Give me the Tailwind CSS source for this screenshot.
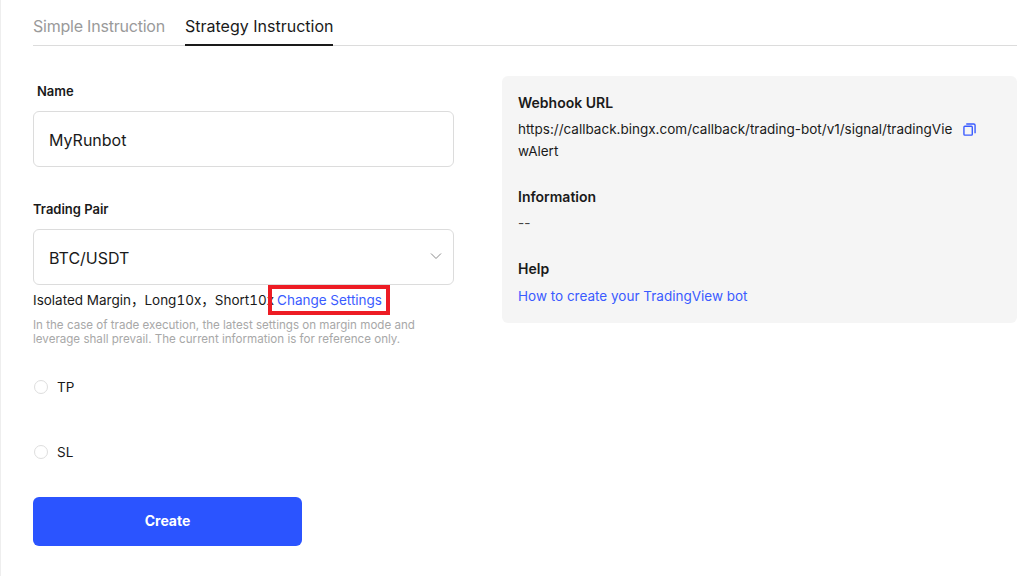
<!DOCTYPE html>
<html lang="en">
<head>
<meta charset="UTF-8">
<title>Strategy Instruction</title>
<script src="https://cdn.jsdelivr.net/npm/@tailwindcss/browser@4"></script>
</head>
<body class="bg-white font-['Inter','Noto_Sans_CJK_SC',sans-serif] text-[#1a1a1a] overflow-hidden">
<div class="w-[1022px] h-[576px] border-l border-[#eeeeee] pl-[32px] pr-[5px]">
  <!-- tabs -->
  <div class="flex h-[46px] border-b border-[#dcdcdc] gap-[20px] text-[16px]">
    <div class="pt-[14px] leading-[24px] text-[#9a9a9a] w-[132px] tracking-[-0.22px] whitespace-nowrap">Simple Instruction</div>
    <div class="pt-[14px] leading-[24px] h-[46px] border-b-2 border-[#1a1a1a]">Strategy Instruction</div>
  </div>

  <div class="flex mt-[30px]">
    <!-- form -->
    <div class="w-[421px] shrink-0">
      <div class="pl-[4px] h-[30px] text-[13px] leading-[30px] font-semibold">Name</div>
      <div class="mt-[5px] h-[56px] border border-[#dcdcdc] rounded-[6px] px-[15px] pt-[2px] flex items-center text-[16px]">MyRunbot</div>

      <div class="mt-[27px] h-[30px] text-[13px] leading-[30px] font-semibold">Trading Pair</div>
      <div class="mt-[5px] h-[56px] border border-[#dcdcdc] rounded-[6px] pl-[15px] pr-[11px] pt-[2px] flex items-center justify-between text-[16px]">
        <span>BTC/USDT</span>
        <svg class="mb-[4px]" width="12" height="12" viewBox="0 0 12 12" fill="none" stroke="#8a8a8a" stroke-width="1"><path d="M1 3.5 6 8.5 11 3.5"/></svg>
      </div>

      <div class="relative mt-[3px] h-[24px] flex items-center text-[13.5px] tabular-nums whitespace-nowrap">
        <span>Isolated Margin，Long10x，Short10x</span>
        <span class="ml-[3px] text-[#3a5bff]">Change Settings</span>
        <div class="absolute left-[235px] top-[-3px] w-[122px] h-[30px] border-4 border-[#ed1c24]"></div>
      </div>
      <p class="mt-[6px] w-[390px] text-[11.6px] leading-[14px] text-[#a8a8a8]">In the case of trade execution, the latest settings on margin mode and leverage shall prevail. The current information is for reference only.</p>

      <div class="mt-[31px] flex items-center h-[20px] gap-[9px] text-[13.5px]">
        <span class="ml-[1px] w-[14px] h-[14px] rounded-full border border-[#dedede]"></span>TP
      </div>
      <div class="mt-[45px] flex items-center h-[20px] gap-[9px] text-[13.5px]">
        <span class="ml-[1px] w-[14px] h-[14px] rounded-full border border-[#dedede]"></span>SL
      </div>

      <button class="mt-[35px] w-[269px] h-[49px] pb-[2px] rounded-[6px] bg-[#2b54ff] text-white text-[14px] font-bold">Create</button>
    </div>

    <!-- info panel -->
    <div class="ml-[48px] w-[515px] h-[247px] rounded-[6px] bg-[#f5f5f5] pl-[16px] pt-[17px] text-[13.5px]">
      <div class="font-semibold leading-[20px] text-[14px]">Webhook URL</div>
      <div class="mt-[5px] flex items-start">
        <div class="w-[440px] leading-[22px] break-all">https://callback.bingx.com/callback/trading-bot/v1/signal/tradingViewAlert</div>
        <svg class="mt-[5px] ml-[5px]" width="13" height="13" viewBox="0 0 14 14" fill="none" stroke="#3a5bff" stroke-width="1.5"><rect x="1" y="3.5" width="9" height="9.5" rx="1"/><path d="M3.5 1h8a1.5 1.5 0 0 1 1.5 1.5V11"/></svg>
      </div>
      <div class="mt-[25px] font-semibold leading-[20px] text-[14px]">Information</div>
      <div class="mt-[5px] leading-[22px] text-[#444444]">--</div>
      <div class="mt-[25px] font-semibold leading-[20px] text-[14px]">Help</div>
      <div class="mt-[6px] leading-[22px] text-[#3a5bff]">How to create your TradingView bot</div>
    </div>
  </div>
</div>
</body>
</html>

-- THE TASK --
Reproduce exactly the run of lines that opens the listing and closes with the line holding "border-[#dcdcdc] rounded-[6px] px-[15px]". Pictures are excluded.

-- WRITTEN RESPONSE --
Give me the Tailwind CSS source for this screenshot.
<!DOCTYPE html>
<html lang="en">
<head>
<meta charset="UTF-8">
<title>Strategy Instruction</title>
<script src="https://cdn.jsdelivr.net/npm/@tailwindcss/browser@4"></script>
</head>
<body class="bg-white font-['Inter','Noto_Sans_CJK_SC',sans-serif] text-[#1a1a1a] overflow-hidden">
<div class="w-[1022px] h-[576px] border-l border-[#eeeeee] pl-[32px] pr-[5px]">
  <!-- tabs -->
  <div class="flex h-[46px] border-b border-[#dcdcdc] gap-[20px] text-[16px]">
    <div class="pt-[14px] leading-[24px] text-[#9a9a9a] w-[132px] tracking-[-0.22px] whitespace-nowrap">Simple Instruction</div>
    <div class="pt-[14px] leading-[24px] h-[46px] border-b-2 border-[#1a1a1a]">Strategy Instruction</div>
  </div>

  <div class="flex mt-[30px]">
    <!-- form -->
    <div class="w-[421px] shrink-0">
      <div class="pl-[4px] h-[30px] text-[13px] leading-[30px] font-semibold">Name</div>
      <div class="mt-[5px] h-[56px] border border-[#dcdcdc] rounded-[6px] px-[15px] pt-[2px] flex items-center text-[16px]">MyRunbot</div>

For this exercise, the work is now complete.